Composition-dependent brittleness and ductility of the multicomponent phase (Fe, Cr)23(C, B)6 in Fe–Cr–B–C alloys: First-principles calculations and modeling

Abstract

(Fe, Cr)23(C, B)6, as a strengthening phase in Fe–Cr–B–C alloys, has not been reported on the relationship between its properties and composition over the entire composition range. (Fe, Cr)23(C, B)6 tends to exhibit brittleness, which is difficult to regulate through traditional experiments. The mechanical properties of (Fe, Cr)23(C, B)6 phase in Fe–Cr–B–C alloy have been studied by first principles calculation. With the help of CALPHAD method, the distribution of elastic constant, modulus, hardness and fracture toughness in the whole component space was obtained, so that the suitable component with good wear resistance and strong toughness was obtained. The mechanical properties of (Fe, Cr)23(C, B)6 phase is better in the range of ∼0.4–0.6 at. % B and ∼0.5–0.7 at. % Cr.

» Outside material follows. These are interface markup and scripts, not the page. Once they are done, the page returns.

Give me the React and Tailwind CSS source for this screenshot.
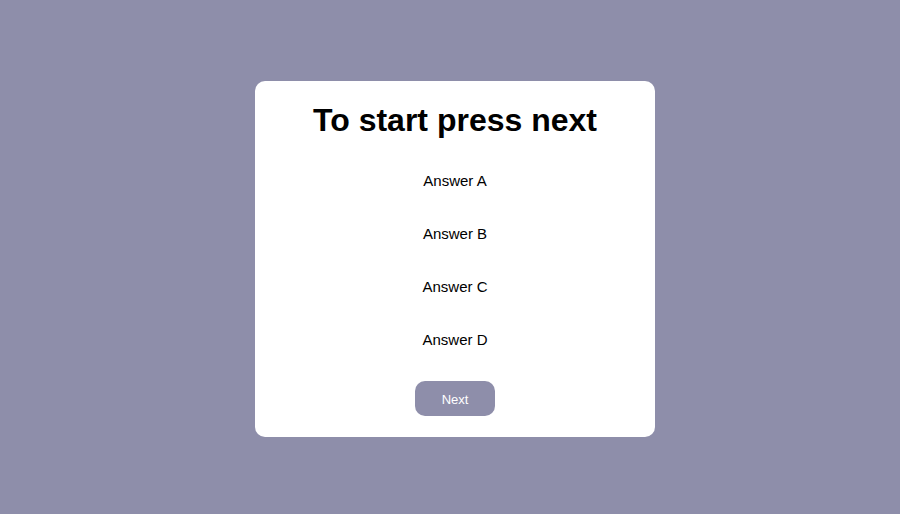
import React from 'react';

const answers = ['Answer A', 'Answer B', 'Answer C', 'Answer D'];

export default function App() {
  return (
    <div className="w-[900px] h-[514px] bg-[#8e8eaa] flex items-start justify-center pt-[81px] pl-[10px] font-['Liberation_Sans',Arial,sans-serif]">
      <div className="w-[400px] h-[356px] bg-white rounded-[10px] flex flex-col items-center pt-[20px]">
        <h1 className="h-[38px] leading-[38px] text-[32px] font-bold text-black">To start press next</h1>

        {/* Answer options */}
        <div className="mt-[16px] flex flex-col items-center">
          {answers.map((a) => (
            <div key={a} className="h-[53px] flex items-center text-[15px] text-black">
              {a}
            </div>
          ))}
        </div>

        <button className="mt-[14px] w-[80px] h-[35px] rounded-[10px] bg-[#8e8eaa] text-white text-[13px] pt-[2px]">
          Next
        </button>
      </div>
    </div>
  );
}
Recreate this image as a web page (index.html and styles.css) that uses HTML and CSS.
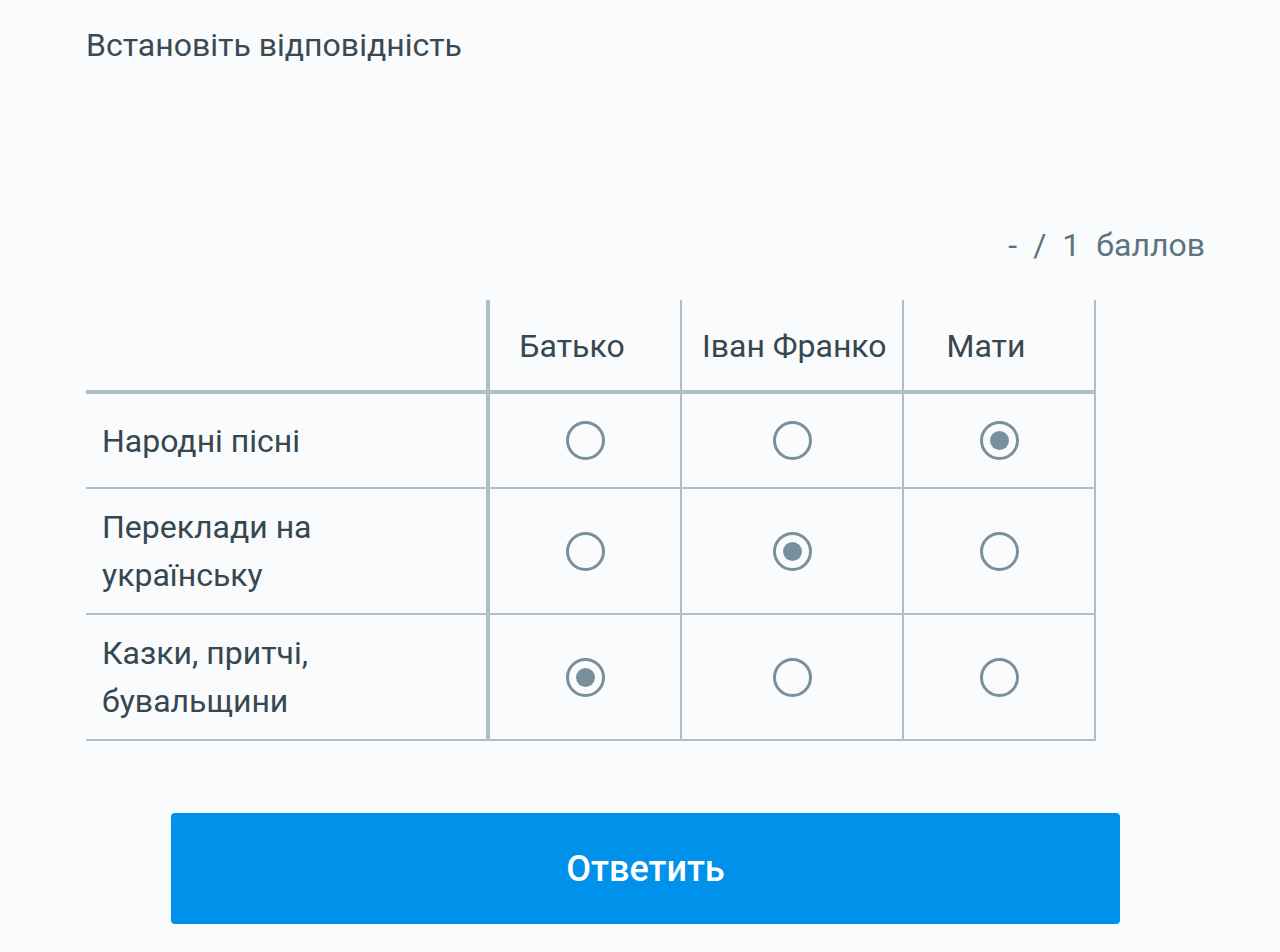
FILE: index.html
```html
<!DOCTYPE html>
<html lang="uk">
<head>
<meta charset="utf-8">
<title>Встановіть відповідність</title>
<link rel="stylesheet" href="styles.css">
</head>
<body>
<main class="page">
  <h1 class="question">Встановіть відповідність</h1>
  <div class="score"><span>-</span><span>/</span><span>1</span><span>баллов</span></div>
  <table class="matrix">
    <colgroup>
      <col class="col-label">
      <col class="col-a">
      <col class="col-b">
      <col class="col-c">
    </colgroup>
    <thead>
      <tr>
        <th class="corner"></th>
        <th>Батько</th>
        <th>Іван Франко</th>
        <th>Мати</th>
      </tr>
    </thead>
    <tbody>
      <tr>
        <td class="label">Народні пісні</td>
        <td class="cell"><span class="radio"></span></td>
        <td class="cell"><span class="radio"></span></td>
        <td class="cell"><span class="radio checked"></span></td>
      </tr>
      <tr>
        <td class="label">Переклади на українську</td>
        <td class="cell"><span class="radio"></span></td>
        <td class="cell"><span class="radio checked"></span></td>
        <td class="cell"><span class="radio"></span></td>
      </tr>
      <tr>
        <td class="label">Казки, притчі, бувальщини</td>
        <td class="cell"><span class="radio checked"></span></td>
        <td class="cell"><span class="radio"></span></td>
        <td class="cell"><span class="radio"></span></td>
      </tr>
    </tbody>
  </table>
  <div class="actions">
    <button class="submit" type="button">Ответить</button>
  </div>
</main>
</body>
</html>
```

FILE: styles.css
```css
html, body {
  margin: 0;
  padding: 0;
  background: #f9fbfc;
}

body {
  font-family: Roboto, "Noto Sans", sans-serif;
  color: #37474f;
}

.page {
  width: 1119px;
  padding: 23px 0 0 86px;
}

.question {
  margin: 0;
  font-size: 32px;
  font-weight: 400;
  line-height: 44px;
  color: #3b4a52;
}

.score {
  margin-top: 156px;
  display: flex;
  justify-content: flex-end;
  gap: 16px;
  font-size: 32px;
  line-height: 44px;
  color: #5d7480;
}

.matrix {
  margin-top: 33px;
  width: 1009px;
  border-collapse: collapse;
  table-layout: fixed;
  font-size: 32px;
  color: #37474f;
}

.col-label { width: 402px; }
.col-a { width: 193px; }
.col-b { width: 222px; }
.col-c { width: 192px; }

.matrix th {
  height: 88px;
  padding: 2px 46px 0 20px;
  font-weight: 400;
  text-align: center;
  white-space: nowrap;
  border-left: 2px solid #b0bec5;
  border-right: 2px solid #b0bec5;
  border-bottom: 4px solid #b0bec5;
  line-height: 48px;
}

.matrix th.corner {
  border-left: none;
  border-right: 4px solid #b0bec5;
}

.matrix td {
  border: 2px solid #b0bec5;
  line-height: 48px;
}

.matrix td.label {
  border-left: none;
  border-right: 4px solid #b0bec5;
  padding: 14px 60px 14px 16px;
  text-align: left;
}

.matrix td.cell {
  padding: 27px 0;
  text-align: center;
  vertical-align: middle;
  line-height: 0;
}

.radio {
  display: inline-block;
  box-sizing: border-box;
  width: 39px;
  height: 39px;
  border: 3px solid #78909c;
  border-radius: 50%;
  vertical-align: middle;
  position: relative;
}

.radio.checked::after {
  content: "";
  position: absolute;
  left: 7px;
  top: 7px;
  width: 19px;
  height: 19px;
  border-radius: 50%;
  background: #78909c;
}

.actions {
  margin-top: 72px;
  display: flex;
  justify-content: center;
}

.submit {
  width: 949px;
  height: 111px;
  border: none;
  border-radius: 4px;
  background: #0091ea;
  color: #ffffff;
  font-family: Roboto, "Noto Sans", sans-serif;
  font-size: 36px;
  font-weight: 500;
  cursor: pointer;
}
```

The mechanism of these differences is explained in terms of state density, bond length, population analysis and differential charge density, as the addition of boron and the increase in chromium content led to a significant increase in the formation of covalent bonds between metals and non-metals, in which these bonds play a decisive role. The combination of the first principles calculation and the CALPHAD model provides a feasible model for constructing the composition-property relationship of medium entropy compounds.